» **EXERCISE DIRECTIONS**
Extract every line of the material below and reproduce it faithfully.

» **DATA EXCERPT**
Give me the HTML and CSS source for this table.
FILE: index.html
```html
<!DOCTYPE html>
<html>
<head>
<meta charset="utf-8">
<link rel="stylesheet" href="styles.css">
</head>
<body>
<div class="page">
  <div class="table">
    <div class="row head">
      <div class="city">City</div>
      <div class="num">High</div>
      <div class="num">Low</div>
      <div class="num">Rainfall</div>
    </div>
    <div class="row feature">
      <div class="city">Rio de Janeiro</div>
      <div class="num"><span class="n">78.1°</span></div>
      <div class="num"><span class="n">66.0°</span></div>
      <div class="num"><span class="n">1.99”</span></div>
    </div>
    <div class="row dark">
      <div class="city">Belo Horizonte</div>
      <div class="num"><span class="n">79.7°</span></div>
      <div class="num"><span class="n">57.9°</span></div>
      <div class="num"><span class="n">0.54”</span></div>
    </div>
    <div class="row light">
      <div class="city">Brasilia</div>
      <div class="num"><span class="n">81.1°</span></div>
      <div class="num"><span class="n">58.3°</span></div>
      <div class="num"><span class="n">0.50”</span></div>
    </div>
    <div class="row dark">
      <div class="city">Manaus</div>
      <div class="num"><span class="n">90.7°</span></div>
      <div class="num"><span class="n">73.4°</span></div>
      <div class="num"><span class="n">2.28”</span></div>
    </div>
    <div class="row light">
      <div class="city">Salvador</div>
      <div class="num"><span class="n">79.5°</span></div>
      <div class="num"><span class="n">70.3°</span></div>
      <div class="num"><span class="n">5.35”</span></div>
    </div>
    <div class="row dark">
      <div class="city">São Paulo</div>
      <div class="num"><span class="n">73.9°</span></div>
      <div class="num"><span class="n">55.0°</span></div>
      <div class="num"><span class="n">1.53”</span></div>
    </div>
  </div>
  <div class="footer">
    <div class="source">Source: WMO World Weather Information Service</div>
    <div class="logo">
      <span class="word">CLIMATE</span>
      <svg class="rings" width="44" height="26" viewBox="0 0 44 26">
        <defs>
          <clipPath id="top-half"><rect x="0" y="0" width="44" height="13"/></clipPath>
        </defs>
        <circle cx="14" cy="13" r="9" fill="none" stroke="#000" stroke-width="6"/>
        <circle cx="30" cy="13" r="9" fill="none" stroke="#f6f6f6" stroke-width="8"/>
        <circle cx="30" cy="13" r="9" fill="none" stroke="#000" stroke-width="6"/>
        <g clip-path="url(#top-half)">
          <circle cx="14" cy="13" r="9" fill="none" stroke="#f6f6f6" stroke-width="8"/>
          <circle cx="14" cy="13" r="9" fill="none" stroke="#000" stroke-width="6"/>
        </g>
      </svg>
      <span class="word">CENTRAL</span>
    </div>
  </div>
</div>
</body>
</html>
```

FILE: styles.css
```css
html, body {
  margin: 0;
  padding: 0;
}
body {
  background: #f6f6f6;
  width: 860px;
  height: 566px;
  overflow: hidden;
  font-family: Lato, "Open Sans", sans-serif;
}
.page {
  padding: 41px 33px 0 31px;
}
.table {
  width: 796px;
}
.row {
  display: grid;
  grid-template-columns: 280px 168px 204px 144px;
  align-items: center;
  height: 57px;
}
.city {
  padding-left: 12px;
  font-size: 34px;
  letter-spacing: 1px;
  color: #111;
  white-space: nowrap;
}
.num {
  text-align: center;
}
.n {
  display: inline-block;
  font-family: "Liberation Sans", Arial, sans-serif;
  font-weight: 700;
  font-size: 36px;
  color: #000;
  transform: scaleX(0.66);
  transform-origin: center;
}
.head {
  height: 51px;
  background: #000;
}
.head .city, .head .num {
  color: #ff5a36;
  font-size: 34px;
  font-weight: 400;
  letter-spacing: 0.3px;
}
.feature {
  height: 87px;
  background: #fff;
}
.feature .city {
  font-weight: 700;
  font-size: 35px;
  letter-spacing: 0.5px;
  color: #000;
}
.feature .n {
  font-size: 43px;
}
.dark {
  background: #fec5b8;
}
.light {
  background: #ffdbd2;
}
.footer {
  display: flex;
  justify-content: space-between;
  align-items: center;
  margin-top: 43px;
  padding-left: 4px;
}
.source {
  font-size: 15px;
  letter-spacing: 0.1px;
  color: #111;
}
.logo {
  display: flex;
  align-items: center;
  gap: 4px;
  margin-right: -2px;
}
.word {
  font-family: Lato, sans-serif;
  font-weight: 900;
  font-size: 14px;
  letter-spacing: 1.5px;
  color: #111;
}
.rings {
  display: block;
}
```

» **OUTPUT OF THE EXERCISE**
Give me the HTML and CSS source for this table.
FILE: index.html
```html
<!DOCTYPE html>
<html>
<head>
<meta charset="utf-8">
<link rel="stylesheet" href="styles.css">
</head>
<body>
<div class="page">
  <div class="table">
    <div class="row head">
      <div class="city">City</div>
      <div class="num">High</div>
      <div class="num">Low</div>
      <div class="num">Rainfall</div>
    </div>
    <div class="row feature">
      <div class="city">Rio de Janeiro</div>
      <div class="num"><span class="n">78.1°</span></div>
      <div class="num"><span class="n">66.0°</span></div>
      <div class="num"><span class="n">1.99”</span></div>
    </div>
    <div class="row dark">
      <div class="city">Belo Horizonte</div>
      <div class="num"><span class="n">79.7°</span></div>
      <div class="num"><span class="n">57.9°</span></div>
      <div class="num"><span class="n">0.54”</span></div>
    </div>
    <div class="row light">
      <div class="city">Brasilia</div>
      <div class="num"><span class="n">81.1°</span></div>
      <div class="num"><span class="n">58.3°</span></div>
      <div class="num"><span class="n">0.50”</span></div>
    </div>
    <div class="row dark">
      <div class="city">Manaus</div>
      <div class="num"><span class="n">90.7°</span></div>
      <div class="num"><span class="n">73.4°</span></div>
      <div class="num"><span class="n">2.28”</span></div>
    </div>
    <div class="row light">
      <div class="city">Salvador</div>
      <div class="num"><span class="n">79.5°</span></div>
      <div class="num"><span class="n">70.3°</span></div>
      <div class="num"><span class="n">5.35”</span></div>
    </div>
    <div class="row dark">
      <div class="city">São Paulo</div>
      <div class="num"><span class="n">73.9°</span></div>
      <div class="num"><span class="n">55.0°</span></div>
      <div class="num"><span class="n">1.53”</span></div>
    </div>
  </div>
  <div class="footer">
    <div class="source">Source: WMO World Weather Information Service</div>
    <div class="logo">
      <span class="word">CLIMATE</span>
      <svg class="rings" width="44" height="26" viewBox="0 0 44 26">
        <defs>
          <clipPath id="top-half"><rect x="0" y="0" width="44" height="13"/></clipPath>
        </defs>
        <circle cx="14" cy="13" r="9" fill="none" stroke="#000" stroke-width="6"/>
        <circle cx="30" cy="13" r="9" fill="none" stroke="#f6f6f6" stroke-width="8"/>
        <circle cx="30" cy="13" r="9" fill="none" stroke="#000" stroke-width="6"/>
        <g clip-path="url(#top-half)">
          <circle cx="14" cy="13" r="9" fill="none" stroke="#f6f6f6" stroke-width="8"/>
          <circle cx="14" cy="13" r="9" fill="none" stroke="#000" stroke-width="6"/>
        </g>
      </svg>
      <span class="word">CENTRAL</span>
    </div>
  </div>
</div>
</body>
</html>
```

FILE: styles.css
```css
html, body {
  margin: 0;
  padding: 0;
}
body {
  background: #f6f6f6;
  width: 860px;
  height: 566px;
  overflow: hidden;
  font-family: Lato, "Open Sans", sans-serif;
}
.page {
  padding: 41px 33px 0 31px;
}
.table {
  width: 796px;
}
.row {
  display: grid;
  grid-template-columns: 280px 168px 204px 144px;
  align-items: center;
  height: 57px;
}
.city {
  padding-left: 12px;
  font-size: 34px;
  letter-spacing: 1px;
  color: #111;
  white-space: nowrap;
}
.num {
  text-align: center;
}
.n {
  display: inline-block;
  font-family: "Liberation Sans", Arial, sans-serif;
  font-weight: 700;
  font-size: 36px;
  color: #000;
  transform: scaleX(0.66);
  transform-origin: center;
}
.head {
  height: 51px;
  background: #000;
}
.head .city, .head .num {
  color: #ff5a36;
  font-size: 34px;
  font-weight: 400;
  letter-spacing: 0.3px;
}
.feature {
  height: 87px;
  background: #fff;
}
.feature .city {
  font-weight: 700;
  font-size: 35px;
  letter-spacing: 0.5px;
  color: #000;
}
.feature .n {
  font-size: 43px;
}
.dark {
  background: #fec5b8;
}
.light {
  background: #ffdbd2;
}
.footer {
  display: flex;
  justify-content: space-between;
  align-items: center;
  margin-top: 43px;
  padding-left: 4px;
}
.source {
  font-size: 15px;
  letter-spacing: 0.1px;
  color: #111;
}
.logo {
  display: flex;
  align-items: center;
  gap: 4px;
  margin-right: -2px;
}
.word {
  font-family: Lato, sans-serif;
  font-weight: 900;
  font-size: 14px;
  letter-spacing: 1.5px;
  color: #111;
}
.rings {
  display: block;
}
```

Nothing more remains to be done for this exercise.